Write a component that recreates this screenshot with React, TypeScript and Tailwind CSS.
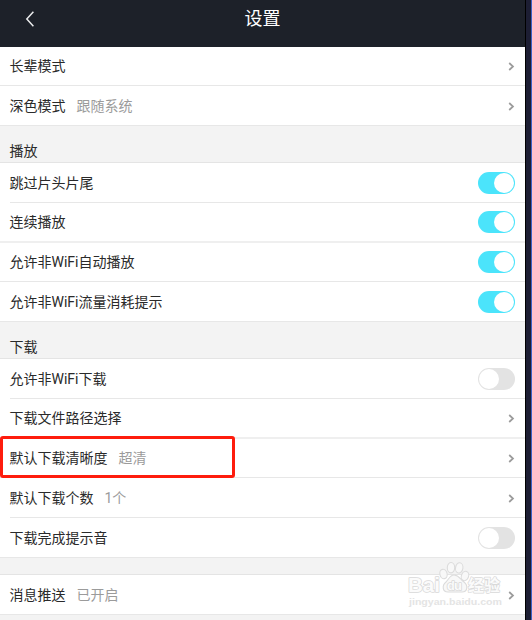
import type { ReactNode } from "react";
import clsx from "clsx";

interface RowProps {
  label: string;
  value?: string;
  height?: string;
  divider?: string;
  children?: ReactNode;
}

const Chevron = () => (
  <svg width="7" height="9" viewBox="0 0 7 9" fill="none" className="mt-px mr-2.5 shrink-0">
    <path d="M1.2 1 5 4.5 1.2 8" stroke="#9b9b9b" strokeWidth="1.7" />
  </svg>
);

const Toggle = ({ on = false }: { on?: boolean }) => (
  <span
    className={clsx(
      "mr-2.5 flex h-[22px] w-[37px] shrink-0 items-center rounded-full p-px",
      on ? "justify-end bg-[#4be4fb]" : "justify-start bg-[#e3e3e3]",
    )}
  >
    <span className="size-5 rounded-full bg-white" />
  </span>
);

const Row = ({ label, value, height = "h-[39px]", divider = "h-px", children }: RowProps) => (
  <div className="bg-white">
    <div className={clsx("flex items-center justify-between pl-[9.5px]", height)}>
      <div className="flex items-center text-[14px] leading-5 whitespace-nowrap">
        <span className="text-[#2a2a2a]">{label}</span>
        {value && <span className="ml-[11px] text-[#9b9b9b]">{value}</span>}
      </div>
      {children ?? <Chevron />}
    </div>
    <div className={clsx("bg-[#e7e7e7]", divider)} />
  </div>
);

const SectionTitle = ({ title }: { title: string }) => (
  <div className="flex h-[37px] items-end border-b border-[#e4e4e4] bg-[#f3f3f3] pb-px pl-[9.5px] text-[14px] leading-5 text-[#2a2a2a]">
    {title}
  </div>
);

const Watermark = () => (
  <svg width="100" height="48" viewBox="0 0 100 48" className="absolute top-[561px] left-[406px]">
    <g fill="#f8f8f8" stroke="#dcdcdc" strokeWidth="1.1">
      <ellipse cx="37.5" cy="13" rx="3.6" ry="4.8" transform="rotate(-14 37.5 13)" />
      <ellipse cx="45" cy="6.7" rx="3.7" ry="5.2" />
      <ellipse cx="53.2" cy="6.9" rx="3.7" ry="5.2" transform="rotate(8 53 7)" />
      <ellipse cx="59" cy="15" rx="3.6" ry="4.8" transform="rotate(20 59 15)" />
      <path d="M48 14c-4 0-5 4-8 7-4 3-4 10 2 10h14c6 0 6-7 2-10-4-3-5-7-10-7Z" />
    </g>
    <g
      fill="#fbfbfb"
      stroke="#d9d9d9"
      strokeWidth="1.6"
      strokeLinejoin="round"
      paintOrder="stroke"
      fontFamily="Liberation Sans, Noto Sans CJK SC, sans-serif"
      fontWeight="bold"
    >
      <text x="2" y="30.5" fontSize="21" textLength="32" lengthAdjust="spacingAndGlyphs">Bai</text>
      <text x="41" y="28.5" fontSize="13" textLength="15">du</text>
      <text x="62" y="29.5" fontSize="16" textLength="32" strokeWidth="1.4">经验</text>
    </g>
    <text
      x="3"
      y="44"
      fill="#e4e4e4"
      fontFamily="Liberation Sans, sans-serif"
      fontSize="9"
      fontWeight="bold"
      textLength="93"
      lengthAdjust="spacingAndGlyphs"
    >
      jingyan.baidu.com
    </text>
  </svg>
);

const App = () => (
  <div className="relative flex h-[620px] w-[532px] overflow-hidden bg-[#1d1e33] font-[Roboto,'Noto_Sans_CJK_SC',sans-serif]">
    <div className="flex w-[525px] flex-col bg-[#f3f3f3]">
      <header className="grid h-[47px] grid-cols-[60px_1fr_60px] items-center bg-[#1d2129] pb-2.5 text-white">
        <svg width="9" height="16" viewBox="0 0 9 16" fill="none" className="ml-[25px]">
          <path d="M8.4 .7 1.8 8l6.6 7.3" stroke="#e9eaeb" strokeWidth="1.5" />
        </svg>
        <h1 className="text-center text-[18px] leading-6">设置</h1>
      </header>

      <Row label="长辈模式" height="h-[38px]" />
      <Row label="深色模式" value="跟随系统" />

      <SectionTitle title="播放" />
      <Row label="跳过片头片尾" divider="ml-2.5 h-px">
        <Toggle on />
      </Row>
      <Row label="连续播放" height="h-[38px]" divider="h-0.5 bg-[#efefef]">
        <Toggle on />
      </Row>
      <Row label="允许非WiFi自动播放" height="h-[38px]">
        <Toggle on />
      </Row>
      <Row label="允许非WiFi流量消耗提示">
        <Toggle on />
      </Row>

      <SectionTitle title="下载" />
      <Row label="允许非WiFi下载" divider="ml-2.5 h-px">
        <Toggle />
      </Row>
      <Row label="下载文件路径选择" height="h-[38px]" divider="h-0.5 bg-[#efefef]" />
      <Row label="默认下载清晰度" value="超清" height="h-[38px]" />
      <Row label="默认下载个数" value="1个" divider="ml-2.5 h-px" />
      <Row label="下载完成提示音">
        <Toggle />
      </Row>

      <div className="h-[17px] shrink-0 border-b border-[#e4e4e4]" />
      <Row label="消息推送" value="已开启" />
    </div>
    <div className="w-px bg-black" />
    <div className="w-[5px] bg-[#1d1e33]" />
    <div className="w-px bg-[#3b62c4]" />

    {/* marks the download quality row */}
    <div className="absolute top-[436px] left-0 h-[42px] w-[235px] rounded-[3px] border-3 border-[#fe1c0d]" />
    <Watermark />
  </div>
);

export default App;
========
• Your goal: Please write out all the data again word for word, but not the pictures.

• Task answer:
Write a component that recreates this screenshot with React, TypeScript and Tailwind CSS.
import type { ReactNode } from "react";
import clsx from "clsx";

interface RowProps {
  label: string;
  value?: string;
  height?: string;
  divider?: string;
  children?: ReactNode;
}

const Chevron = () => (
  <svg width="7" height="9" viewBox="0 0 7 9" fill="none" className="mt-px mr-2.5 shrink-0">
    <path d="M1.2 1 5 4.5 1.2 8" stroke="#9b9b9b" strokeWidth="1.7" />
  </svg>
);

const Toggle = ({ on = false }: { on?: boolean }) => (
  <span
    className={clsx(
      "mr-2.5 flex h-[22px] w-[37px] shrink-0 items-center rounded-full p-px",
      on ? "justify-end bg-[#4be4fb]" : "justify-start bg-[#e3e3e3]",
    )}
  >
    <span className="size-5 rounded-full bg-white" />
  </span>
);

const Row = ({ label, value, height = "h-[39px]", divider = "h-px", children }: RowProps) => (
  <div className="bg-white">
    <div className={clsx("flex items-center justify-between pl-[9.5px]", height)}>
      <div className="flex items-center text-[14px] leading-5 whitespace-nowrap">
        <span className="text-[#2a2a2a]">{label}</span>
        {value && <span className="ml-[11px] text-[#9b9b9b]">{value}</span>}
      </div>
      {children ?? <Chevron />}
    </div>
    <div className={clsx("bg-[#e7e7e7]", divider)} />
  </div>
);

const SectionTitle = ({ title }: { title: string }) => (
  <div className="flex h-[37px] items-end border-b border-[#e4e4e4] bg-[#f3f3f3] pb-px pl-[9.5px] text-[14px] leading-5 text-[#2a2a2a]">
    {title}
  </div>
);

const Watermark = () => (
  <svg width="100" height="48" viewBox="0 0 100 48" className="absolute top-[561px] left-[406px]">
    <g fill="#f8f8f8" stroke="#dcdcdc" strokeWidth="1.1">
      <ellipse cx="37.5" cy="13" rx="3.6" ry="4.8" transform="rotate(-14 37.5 13)" />
      <ellipse cx="45" cy="6.7" rx="3.7" ry="5.2" />
      <ellipse cx="53.2" cy="6.9" rx="3.7" ry="5.2" transform="rotate(8 53 7)" />
      <ellipse cx="59" cy="15" rx="3.6" ry="4.8" transform="rotate(20 59 15)" />
      <path d="M48 14c-4 0-5 4-8 7-4 3-4 10 2 10h14c6 0 6-7 2-10-4-3-5-7-10-7Z" />
    </g>
    <g
      fill="#fbfbfb"
      stroke="#d9d9d9"
      strokeWidth="1.6"
      strokeLinejoin="round"
      paintOrder="stroke"
      fontFamily="Liberation Sans, Noto Sans CJK SC, sans-serif"
      fontWeight="bold"
    >
      <text x="2" y="30.5" fontSize="21" textLength="32" lengthAdjust="spacingAndGlyphs">Bai</text>
      <text x="41" y="28.5" fontSize="13" textLength="15">du</text>
      <text x="62" y="29.5" fontSize="16" textLength="32" strokeWidth="1.4">经验</text>
    </g>
    <text
      x="3"
      y="44"
      fill="#e4e4e4"
      fontFamily="Liberation Sans, sans-serif"
      fontSize="9"
      fontWeight="bold"
      textLength="93"
      lengthAdjust="spacingAndGlyphs"
    >
      jingyan.baidu.com
    </text>
  </svg>
);

const App = () => (
  <div className="relative flex h-[620px] w-[532px] overflow-hidden bg-[#1d1e33] font-[Roboto,'Noto_Sans_CJK_SC',sans-serif]">
    <div className="flex w-[525px] flex-col bg-[#f3f3f3]">
      <header className="grid h-[47px] grid-cols-[60px_1fr_60px] items-center bg-[#1d2129] pb-2.5 text-white">
        <svg width="9" height="16" viewBox="0 0 9 16" fill="none" className="ml-[25px]">
          <path d="M8.4 .7 1.8 8l6.6 7.3" stroke="#e9eaeb" strokeWidth="1.5" />
        </svg>
        <h1 className="text-center text-[18px] leading-6">设置</h1>
      </header>

      <Row label="长辈模式" height="h-[38px]" />
      <Row label="深色模式" value="跟随系统" />

      <SectionTitle title="播放" />
      <Row label="跳过片头片尾" divider="ml-2.5 h-px">
        <Toggle on />
      </Row>
      <Row label="连续播放" height="h-[38px]" divider="h-0.5 bg-[#efefef]">
        <Toggle on />
      </Row>
      <Row label="允许非WiFi自动播放" height="h-[38px]">
        <Toggle on />
      </Row>
      <Row label="允许非WiFi流量消耗提示">
        <Toggle on />
      </Row>

      <SectionTitle title="下载" />
      <Row label="允许非WiFi下载" divider="ml-2.5 h-px">
        <Toggle />
      </Row>
      <Row label="下载文件路径选择" height="h-[38px]" divider="h-0.5 bg-[#efefef]" />
      <Row label="默认下载清晰度" value="超清" height="h-[38px]" />
      <Row label="默认下载个数" value="1个" divider="ml-2.5 h-px" />
      <Row label="下载完成提示音">
        <Toggle />
      </Row>

      <div className="h-[17px] shrink-0 border-b border-[#e4e4e4]" />
      <Row label="消息推送" value="已开启" />
    </div>
    <div className="w-px bg-black" />
    <div className="w-[5px] bg-[#1d1e33]" />
    <div className="w-px bg-[#3b62c4]" />

    {/* marks the download quality row */}
    <div className="absolute top-[436px] left-0 h-[42px] w-[235px] rounded-[3px] border-3 border-[#fe1c0d]" />
    <Watermark />
  </div>
);

export default App;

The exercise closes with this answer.